Der Beschwerdeführer machte in seiner Beschwerde (zusammengefasst) geltend, er habe nicht mit Vorsatz gehandelt. Er habe seinen Vorgesetzten ersucht, den Termin der Weisung zu verlängern, weil er die anderen Aufträge noch habe erfüllen wollen. Es müsse der "Zusammenhalt aller Aufträge berücksichtig werden". Ohne sein Arbeitszimmer hätte er seine weiteren Aufträge nicht erfüllen können. Sein Ersuchen sei aber unbeantwortet geblieben. Dieses Ersuchen schließe seinen Vorsatz aus. Er habe die Gründe für die nicht fristgerechte Umsetzung der Weisung, nämlich die Erfüllung anderer Aufträge, seinem Vorgesetzten genannt. Durch die Nichtbeantwortung (seines Ansuchens) habe er davon ausgehen können, dass die gegenständliche Weisung als zurückgezogen gelte. Wäre die Abgabe des Schlüssels tatsächlich dringlich gewesen, hätte der Vorgesetzte sofort geantwortet und die Schlüsselabgabe urgiert; der Vorgesetzte hätte ihm mitteilen müssen, dass der gegenständlichen Weisung ein Vorrang vor den anderen Weisungen einzuräumen sei. § 44 Abs. 3 BDG komme auch bei einer ursprünglich schriftlich erteilten Weisung zur Anwendung. Selbst wenn er allenfalls fahrlässig gehandelt haben sollte, hätte das Verfahren jedenfalls nach § 61 Abs. 3 Z 4 HDG eingestellt werden müssen.
Mit diesem Vorbringen zeigt der Beschwerdeführer eine zur Aufhebung des Schuldspruches führende Rechtswidrigkeit auf.

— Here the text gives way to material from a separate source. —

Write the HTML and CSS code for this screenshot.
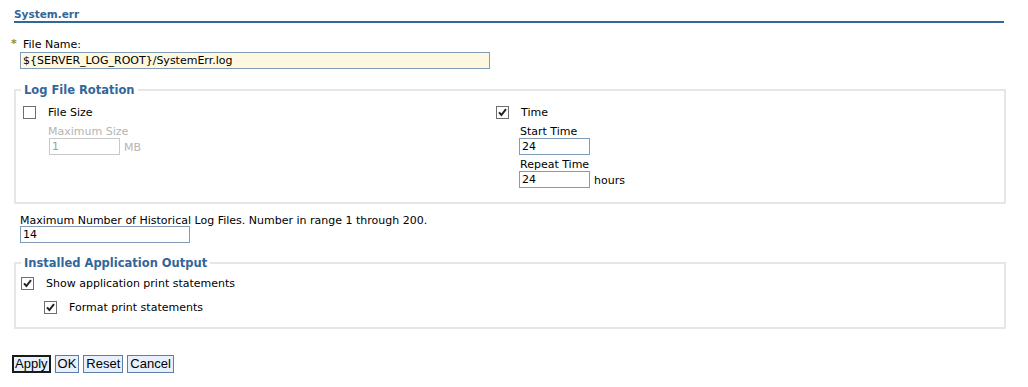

Die belangte Behörde wirft dem Beschwerdeführer vor, er habe die am 20. Dezember 2000 erteilte Weisung (Abgabe des Kanzleischlüssels) nicht "bis zum" 5. Jänner 2001 befolgt. Der Begründung des angefochtenen Bescheides ist aber zu entnehmen, dass der Beschwerdeführer diese Weisung letztlich doch - im Juli 2001 - befolgte. Von daher liegt somit eine "verspätete" Weisungsbefolgung vor.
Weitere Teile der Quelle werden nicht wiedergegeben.